Unions just for existing do not get special protections. Contracts and rights are agreed to by both parties. The processes involved in the firing of employees is black and white. Whatever the company agreed to is the rules.


> I see this repeated often - blame placed entirely on management and not the workers. Why do you believe that?

Because between the top management and the workers, one of them are capable of (and do) take major decisions everyday, and the other one can be replaced if someone at the top is having a bad day.

The power and balance in the vast majority of firms isn’t just skewed, it’s extremely skewed. I’m not sure if this is a US-specific thing or what but the difference between say bottle-pissing Amazon drivers and Bezos is ridiculous.

(And no, I’m not a “commie” or anyt specific politically, I just have seen employee owned companies and work-life balance in many places.)


The top comment in this thread highlights the astonishing sums of money the shareholders were taking from the company. If you think the workers are to blame for the state of their finances you are either ignoring the facts or you are in here dishonestly trying to push a narrative.


Management's constant attempts to undermine the union by firing people, outsourcing, moving entire factories and so forth have been more harmful than anything the union has done.


Because that’s management’s job, when you see the course of business you become responsible for it.


Who selects the workers? Whose incompetence is it if incompetent workers keep getting selected?


Competence or incompetence is not really relevant. Company as big as Boing gets employees on a bell curve, just like everyone else.

They get average people in a profession and from there, it's on management.

It's management job to put into place system to make employees competent (i.e. trained to efficiently to do the tasks required with a certain quality) and weed out the ones who can't deliver.

There will always be individual failures, but anything over low single digit percentage is a systematic problem = management fault.


>I see this repeated often - blame placed entirely on management and not the workers

...What do you think management does exactly?


> Do you honestly believe that they have not contributed at least partially to the decline of Boeing?

No, because they just do what they're told. If the stuff they do is bad then necessarily the stuff they're told is, too. Therefore, it's management/business' fault. Boeing IS NOT an engineer run company.

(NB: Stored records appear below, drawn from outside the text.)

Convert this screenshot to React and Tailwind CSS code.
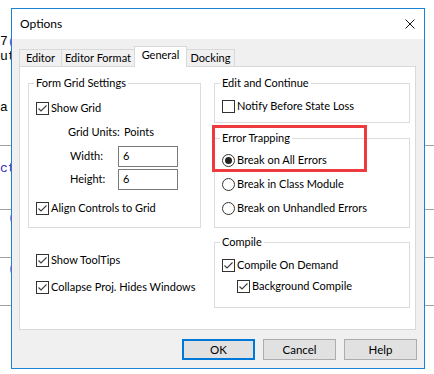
import React from 'react';

// casilla de verificacion estilo Windows
const CheckBox = ({ checked }) => (
  <span className="w-[13px] h-[13px] border border-[#333333] bg-white flex items-center justify-center shrink-0">
    {checked && (
      <svg width="11" height="11" viewBox="0 0 11 11">
        <path d="M1.5 5.5 L4 8 L9.5 2.5" fill="none" stroke="#3c3c3c" strokeWidth="1.1" />
      </svg>
    )}
  </span>
);

const Radio = ({ selected }) => (
  <span className="w-[13px] h-[13px] rounded-full border border-[#333333] bg-white flex items-center justify-center shrink-0">
    {selected && <span className="w-[7px] h-[7px] rounded-full bg-[#222222]" />}
  </span>
);

const CheckRow = ({ checked, label, className = '' }) => (
  <div className={`flex items-center h-[16px] gap-[2px] ${className}`}>
    <CheckBox checked={checked} />
    <span>{label}</span>
  </div>
);

const RadioRow = ({ selected, label, className = '' }) => (
  <div className={`flex items-center h-[16px] gap-[2px] ${className}`}>
    <Radio selected={selected} />
    <span>{label}</span>
  </div>
);

const Group = ({ title, className = '', children }) => (
  <fieldset className={`border border-[#dcdcdc] min-w-0 ${className}`}>
    <legend className="ml-[5px] px-[2px] leading-[16px]">{title}</legend>
    {children}
  </fieldset>
);

const tabs = [
  { name: 'Editor', cls: 'w-[42px] h-[17px] border-l border-t' },
  { name: 'Editor Format', cls: 'w-[73px] h-[17px] border-l border-t' },
  { name: 'General', cls: 'w-[53px] h-[21px] border-l border-t border-r bg-white -mb-px relative z-10 pb-[3px]' },
  { name: 'Docking', cls: 'w-[48px] h-[17px] border-t border-r' },
];

const App = () => {
  return (
    <div className="relative w-[434px] h-[374px] bg-white overflow-hidden">
      {/* ventana de codigo detras del dialogo */}
      <div className="flex flex-col font-['Liberation_Mono',monospace] text-[13px] leading-[15px]">
        <div className="h-[34px]" />
        <div className="h-[15px] whitespace-pre">7<span className="text-[#4a4ad0]">(</span></div>
        <div className="h-[15px] whitespace-pre">ut</div>
        <div className="h-[36px]" />
        <div className="h-[15px]">a</div>
        <div className="h-[30px]" />
        <div className="h-px bg-[#a0a0a0]" />
        <div className="h-[15px]" />
        <div className="h-[15px] text-[#3030c0] whitespace-pre">ct</div>
        <div className="h-[33px]" />
        <div className="h-px bg-[#a0a0a0]" />
        <div className="h-[15px] pl-[8px] text-[#7060d0]">(</div>
        <div className="h-[32px]" />
        <div className="h-px bg-[#a0a0a0]" />
        <div className="h-[15px] pl-[8px] pt-[3px] text-[#7060d0]">(</div>
        <div className="h-[32px]" />
        <div className="h-px bg-[#a0a0a0]" />
      </div>

      {/* dialogo Options */}
      <div className="absolute left-[11px] top-[8px] w-[414px] h-[361px] border border-[#1883d7] bg-[#f0f0f0] flex flex-col font-['Lato',sans-serif] text-[11px] text-black whitespace-nowrap">
        <div className="h-[30px] bg-white flex items-center justify-between pl-[8px] pr-[9px] shrink-0 text-[12px]">
          <span>Options</span>
          <svg width="10" height="10" viewBox="0 0 10 10">
            <path d="M0.5 0.5 L9.5 9.5 M9.5 0.5 L0.5 9.5" stroke="#111111" strokeWidth="1" />
          </svg>
        </div>

        <div className="flex items-end h-[20px] mt-[7px] pl-[7px] shrink-0">
          {tabs.map((t) => (
            <div key={t.name} className={`flex items-center justify-center border-[#d9d9d9] ${t.cls}`}>
              {t.name}
            </div>
          ))}
        </div>

        <div className="ml-[7px] w-[397px] h-[264px] shrink-0 bg-white border border-[#d9d9d9] flex pl-[8px] pr-[5px] pt-[8px] gap-[13px]">
          <div className="w-[173px] flex flex-col">
            <Group title="Form Grid Settings">
              <div className="flex flex-col pl-[7px] pb-[11px]">
                <CheckRow checked label="Show Grid" className="mt-[9px]" />
                <div className="flex items-center h-[16px] mt-[8px] pl-[32px]">
                  <span className="w-[56px]">Grid Units:</span>
                  <span>Points</span>
                </div>
                <div className="flex items-center h-[21px] mt-[6px] pl-[34px]">
                  <span className="w-[48px]">Width:</span>
                  <div className="w-[60px] h-[21px] border border-[#7a7a7a] bg-white pl-[4px] leading-[17px]">6</div>
                </div>
                <div className="flex items-center h-[21px] mt-[2px] pl-[34px]">
                  <span className="w-[48px]">Height:</span>
                  <div className="w-[60px] h-[21px] border border-[#7a7a7a] bg-white pl-[4px] leading-[17px]">6</div>
                </div>
                <CheckRow checked label="Align Controls to Grid" className="mt-[10px]" />
              </div>
            </Group>
            <div className="flex flex-col pl-[8px]">
              <CheckRow checked label="Show ToolTips" className="mt-[24px]" />
              <CheckRow checked label="Collapse Proj. Hides Windows" className="mt-[11px]" />
            </div>
          </div>

          <div className="w-[196px] flex flex-col">
            <Group title="Edit and Continue">
              <div className="flex flex-col pl-[7px] pb-[8px]">
                <CheckRow checked={false} label="Notify Before State Loss" className="mt-[7px]" />
              </div>
            </Group>
            <Group title="Error Trapping" className="mt-[7px]">
              <div className="flex flex-col pl-[7px] pb-[11px]">
                <RadioRow selected label="Break on All Errors" className="mt-[6px]" />
                <RadioRow label="Break in Class Module" className="mt-[8px]" />
                <RadioRow label="Break on Unhandled Errors" className="mt-[8px]" />
              </div>
            </Group>
            <Group title="Compile" className="mt-[6px]">
              <div className="flex flex-col pl-[7px] pb-[13px]">
                <CheckRow checked label="Compile On Demand" className="mt-[7px]" />
                <CheckRow checked label="Background Compile" className="mt-[5px] ml-[15px]" />
              </div>
            </Group>
          </div>
        </div>

        <div className="flex justify-end gap-[8px] pr-[7px] mt-[9px] shrink-0 text-[11.5px]">
          <button className="w-[73px] h-[21px] bg-[#e1e1e1] border-2 border-[#0078d7]">OK</button>
          <button className="w-[73px] h-[21px] bg-[#e1e1e1] border border-[#adadad]">Cancel</button>
          <button className="w-[73px] h-[21px] bg-[#e1e1e1] border border-[#adadad]">Help</button>
        </div>
      </div>

      {/* marco rojo de anotacion */}
      <div className="absolute left-[212px] top-[125px] w-[155px] h-[47px] border-[3px] border-[#ee3b3f]" />
    </div>
  );
};

export default App;
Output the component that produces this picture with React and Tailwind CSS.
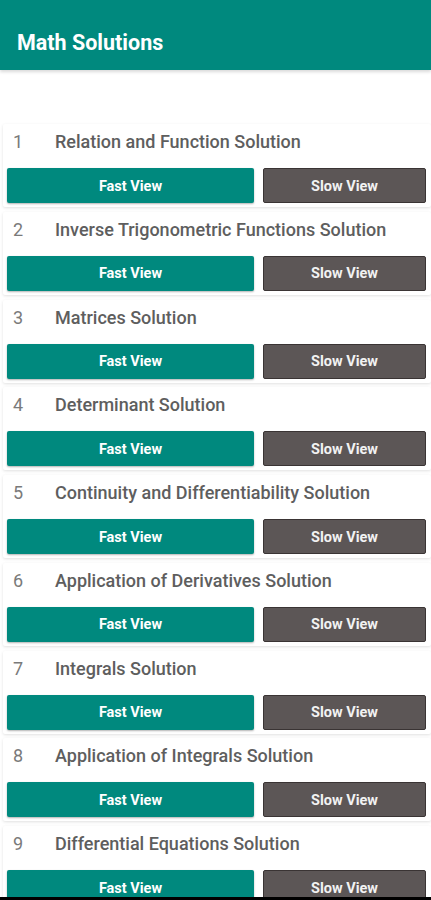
const items = [
  'Relation and Function Solution',
  'Inverse Trigonometric Functions Solution',
  'Matrices Solution',
  'Determinant Solution',
  'Continuity and Differentiability Solution',
  'Application of Derivatives Solution',
  'Integrals Solution',
  'Application of Integrals Solution',
  'Differential Equations Solution',
]

function Row({ n, title }) {
  return (
    <div className="ml-[3px] flex h-[83px] shrink-0 flex-col rounded-[2px] bg-white shadow-[0_1px_3px_rgba(0,0,0,0.12)]">
      <div className="flex h-[44px] items-center pb-[9px] text-[18px] text-[#5e5e5e]">
        <span className="w-[52px] pl-[10px] font-normal text-[#7a7a7a]">{n}</span>
        <span className="font-medium">{title}</span>
      </div>
      <div className="flex gap-[9px] pl-[4px] pr-[5px]">
        <button className="h-[35px] w-[247px] rounded-[2px] bg-[#00897e] pt-[2px] text-[14.5px] font-bold text-white shadow-[0_1px_2px_rgba(0,0,0,0.3)]">
          Fast View
        </button>
        <button className="h-[35px] flex-1 rounded-[2px] border border-[#3a3434] bg-[#5c5656] pt-[2px] text-[14.5px] font-bold text-[#f2f2f2]">
          Slow View
        </button>
      </div>
    </div>
  )
}

export default function App() {
  return (
    <div className="flex h-[900px] flex-col overflow-hidden bg-white font-['Roboto',sans-serif]">
      <header className="flex h-[70px] shrink-0 items-end bg-[#00897e] pb-[11px] pl-[17px] shadow-[0_2px_3px_rgba(0,0,0,0.15)]">
        <h1 className="text-[21.5px] font-bold text-white">Math Solutions</h1>
      </header>
      <div className="flex flex-1 flex-col gap-[4.75px] overflow-hidden pt-[54px]">
        {items.map((t, i) => (
          <Row key={t} n={i + 1} title={t} />
        ))}
      </div>
      <div className="h-[3px] shrink-0 bg-black" />
    </div>
  )
}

> That union protectionism

Literally does not exist in the US, anywhere. We have huge problems with union busting and anti-union propaganda. The union existing and having a drop of bargaining power isn't "protectionism" - your lenses are skews.

> That hostile bargaining and strikes hadn’t hurt their finances?

Uh... this isn't a problem of finances, it's a problem of poor management. Planes falling out of the sky, coverups, lies, stock buy backs. A strike doesn't cause your executives to lie to the media and the FAA, does it?

> boogeyman of management

No management exists. The company does make decisions about its products, strategies, investments, time, etc. Those decisions ultimately decide the trajectory of the company. I don't think that's a boogey man.

> unbiased perspective

Yes, those repeating anti-union propaganda, which has been built up for at least 70 years in the US, are surely the unbiased ones. I don't know what to tell you hear other than - do you hear yourself? If you told me this was a comment from a c-suite exec I'd believe you.